» Your task
Write the material out again in full, word for word. Do not include the pictures.

» Recorded data
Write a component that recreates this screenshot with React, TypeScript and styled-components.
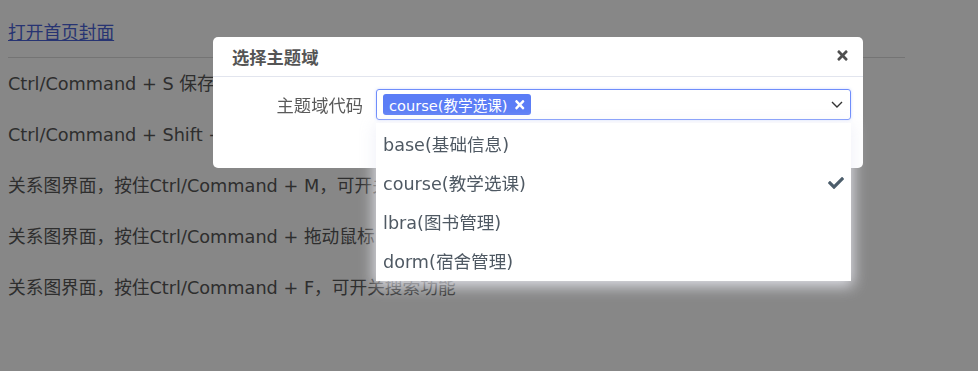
import styled, { createGlobalStyle } from "styled-components";
import { FaTimes, FaCheck } from "react-icons/fa";

const GlobalStyle = createGlobalStyle`
  body {
    margin: 0;
    background: #ffffff;
    font-family: "DejaVu Sans", "Noto Sans CJK SC", sans-serif;
  }
`;

const tips = [
  "Ctrl/Command + S 保存当前的修改",
  "Ctrl/Command + Shift + S 另存为新的版本",
  "关系图界面，按住Ctrl/Command + M，可开关缩略图",
  "关系图界面，按住Ctrl/Command + 拖动鼠标，可框选多个表",
  "关系图界面，按住Ctrl/Command + F，可开关搜索功能",
];

const options = [
  { code: "base", name: "基础信息" },
  { code: "course", name: "教学选课" },
  { code: "lbra", name: "图书管理" },
  { code: "dorm", name: "宿舍管理" },
];

function App() {
  const selected = "course";
  return (
    <>
      <GlobalStyle />
      <Page>
        <Header>
          <CoverLink href="#">打开首页封面</CoverLink>
        </Header>
        {tips.map((t) => (
          <Tip key={t}>{t}</Tip>
        ))}
      </Page>
      <Mask />
      <Modal>
        <ModalHeader>
          <ModalTitle>选择主题域</ModalTitle>
          <CloseBtn>
            <FaTimes />
          </CloseBtn>
        </ModalHeader>
        <ModalBody>
          <FormRow>
            <Label>主题域代码</Label>
            <SelectWrap>
              <SelectBox>
                <Tag>
                  course(教学选课)
                  <FaTimes />
                </Tag>
                <Chevron viewBox="0 0 12 7" width="12" height="7">
                  <path d="M1 1 L6 6 L11 1" fill="none" stroke="#333" strokeWidth="1.4" />
                </Chevron>
              </SelectBox>
              <Dropdown>
                {options.map((o) => (
                  <Option key={o.code}>
                    {o.code}({o.name})
                    {o.code === selected && (
                      <Check>
                        <FaCheck />
                      </Check>
                    )}
                  </Option>
                ))}
              </Dropdown>
            </SelectWrap>
          </FormRow>
        </ModalBody>
      </Modal>
    </>
  );
}

const Page = styled.div`
  padding: 8px;
  width: 897px;
  font-size: 17.7px;
  color: #575757;
`;

const Header = styled.div`
  padding-top: 12px;
  height: 37px;
  line-height: 26px;
  border-bottom: 1px solid #dcdcdc;
`;

const CoverLink = styled.a`
  color: #4a63d8;
  text-decoration: underline;
`;

const Tip = styled.p`
  margin: 0;
  padding: 12.5px 0;
  line-height: 26px;
  white-space: nowrap;
`;

const Mask = styled.div`
  position: fixed;
  inset: 0;
  background: rgba(0, 0, 0, 0.47);
`;

const Modal = styled.div`
  position: absolute;
  left: 213px;
  top: 37px;
  width: 650px;
  height: 131px;
  background: #ffffff;
  border-radius: 5px;
`;

const ModalHeader = styled.div`
  display: flex;
  align-items: center;
  justify-content: space-between;
  height: 39px;
  padding: 0 13px 0 19px;
  border-bottom: 1px solid #e2e5ee;
`;

const ModalTitle = styled.div`
  font-size: 17.3px;
  font-weight: bold;
  color: #555555;
`;

const CloseBtn = styled.span`
  display: flex;
  color: #4f4f4f;
  font-size: 15px;
  margin-top: -3px;
`;

const ModalBody = styled.div`
  padding: 12px 12px 0 0;
`;

const FormRow = styled.div`
  display: flex;
  align-items: center;
  gap: 13px;
`;

const Label = styled.div`
  width: 150px;
  text-align: right;
  font-size: 17.3px;
  color: #5a5a5a;
`;

const SelectWrap = styled.div`
  position: relative;
  flex: 1;
`;

const SelectBox = styled.div`
  display: flex;
  align-items: center;
  justify-content: space-between;
  height: 31px;
  box-sizing: border-box;
  padding: 0 6px 0 6px;
  border: 1px solid #6f8dfb;
  border-radius: 3px;
  box-shadow: 0 0 3px rgba(111, 141, 251, 0.35);
`;

const Tag = styled.span`
  display: inline-flex;
  align-items: center;
  gap: 5px;
  height: 21px;
  padding: 0 5px 0 6px;
  background: #5b7df6;
  color: #ffffff;
  border-radius: 3px;
  font-size: 14.6px;
  svg {
    font-size: 13.5px;
  }
`;

const Chevron = styled.svg`
  margin-right: 1px;
`;

const Dropdown = styled.ul`
  position: absolute;
  left: 0;
  right: 0;
  top: 34px;
  margin: 0;
  padding: 1px 0;
  list-style: none;
  background: #ffffff;
  box-shadow: 0 3px 14px 2px rgba(238, 240, 248, 0.85);
`;

const Option = styled.li`
  display: flex;
  align-items: center;
  justify-content: space-between;
  height: 39px;
  padding: 0 7px 0 7px;
  font-size: 17.6px;
  color: #4f5963;
`;

const Check = styled.span`
  display: flex;
  color: #4c5d6b;
  font-size: 16px;
`;

export default App;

» Solution to the problem
Write a component that recreates this screenshot with React, TypeScript and styled-components.
import styled, { createGlobalStyle } from "styled-components";
import { FaTimes, FaCheck } from "react-icons/fa";

const GlobalStyle = createGlobalStyle`
  body {
    margin: 0;
    background: #ffffff;
    font-family: "DejaVu Sans", "Noto Sans CJK SC", sans-serif;
  }
`;

const tips = [
  "Ctrl/Command + S 保存当前的修改",
  "Ctrl/Command + Shift + S 另存为新的版本",
  "关系图界面，按住Ctrl/Command + M，可开关缩略图",
  "关系图界面，按住Ctrl/Command + 拖动鼠标，可框选多个表",
  "关系图界面，按住Ctrl/Command + F，可开关搜索功能",
];

const options = [
  { code: "base", name: "基础信息" },
  { code: "course", name: "教学选课" },
  { code: "lbra", name: "图书管理" },
  { code: "dorm", name: "宿舍管理" },
];

function App() {
  const selected = "course";
  return (
    <>
      <GlobalStyle />
      <Page>
        <Header>
          <CoverLink href="#">打开首页封面</CoverLink>
        </Header>
        {tips.map((t) => (
          <Tip key={t}>{t}</Tip>
        ))}
      </Page>
      <Mask />
      <Modal>
        <ModalHeader>
          <ModalTitle>选择主题域</ModalTitle>
          <CloseBtn>
            <FaTimes />
          </CloseBtn>
        </ModalHeader>
        <ModalBody>
          <FormRow>
            <Label>主题域代码</Label>
            <SelectWrap>
              <SelectBox>
                <Tag>
                  course(教学选课)
                  <FaTimes />
                </Tag>
                <Chevron viewBox="0 0 12 7" width="12" height="7">
                  <path d="M1 1 L6 6 L11 1" fill="none" stroke="#333" strokeWidth="1.4" />
                </Chevron>
              </SelectBox>
              <Dropdown>
                {options.map((o) => (
                  <Option key={o.code}>
                    {o.code}({o.name})
                    {o.code === selected && (
                      <Check>
                        <FaCheck />
                      </Check>
                    )}
                  </Option>
                ))}
              </Dropdown>
            </SelectWrap>
          </FormRow>
        </ModalBody>
      </Modal>
    </>
  );
}

const Page = styled.div`
  padding: 8px;
  width: 897px;
  font-size: 17.7px;
  color: #575757;
`;

const Header = styled.div`
  padding-top: 12px;
  height: 37px;
  line-height: 26px;
  border-bottom: 1px solid #dcdcdc;
`;

const CoverLink = styled.a`
  color: #4a63d8;
  text-decoration: underline;
`;

const Tip = styled.p`
  margin: 0;
  padding: 12.5px 0;
  line-height: 26px;
  white-space: nowrap;
`;

const Mask = styled.div`
  position: fixed;
  inset: 0;
  background: rgba(0, 0, 0, 0.47);
`;

const Modal = styled.div`
  position: absolute;
  left: 213px;
  top: 37px;
  width: 650px;
  height: 131px;
  background: #ffffff;
  border-radius: 5px;
`;

const ModalHeader = styled.div`
  display: flex;
  align-items: center;
  justify-content: space-between;
  height: 39px;
  padding: 0 13px 0 19px;
  border-bottom: 1px solid #e2e5ee;
`;

const ModalTitle = styled.div`
  font-size: 17.3px;
  font-weight: bold;
  color: #555555;
`;

const CloseBtn = styled.span`
  display: flex;
  color: #4f4f4f;
  font-size: 15px;
  margin-top: -3px;
`;

const ModalBody = styled.div`
  padding: 12px 12px 0 0;
`;

const FormRow = styled.div`
  display: flex;
  align-items: center;
  gap: 13px;
`;

const Label = styled.div`
  width: 150px;
  text-align: right;
  font-size: 17.3px;
  color: #5a5a5a;
`;

const SelectWrap = styled.div`
  position: relative;
  flex: 1;
`;

const SelectBox = styled.div`
  display: flex;
  align-items: center;
  justify-content: space-between;
  height: 31px;
  box-sizing: border-box;
  padding: 0 6px 0 6px;
  border: 1px solid #6f8dfb;
  border-radius: 3px;
  box-shadow: 0 0 3px rgba(111, 141, 251, 0.35);
`;

const Tag = styled.span`
  display: inline-flex;
  align-items: center;
  gap: 5px;
  height: 21px;
  padding: 0 5px 0 6px;
  background: #5b7df6;
  color: #ffffff;
  border-radius: 3px;
  font-size: 14.6px;
  svg {
    font-size: 13.5px;
  }
`;

const Chevron = styled.svg`
  margin-right: 1px;
`;

const Dropdown = styled.ul`
  position: absolute;
  left: 0;
  right: 0;
  top: 34px;
  margin: 0;
  padding: 1px 0;
  list-style: none;
  background: #ffffff;
  box-shadow: 0 3px 14px 2px rgba(238, 240, 248, 0.85);
`;

const Option = styled.li`
  display: flex;
  align-items: center;
  justify-content: space-between;
  height: 39px;
  padding: 0 7px 0 7px;
  font-size: 17.6px;
  color: #4f5963;
`;

const Check = styled.span`
  display: flex;
  color: #4c5d6b;
  font-size: 16px;
`;

export default App;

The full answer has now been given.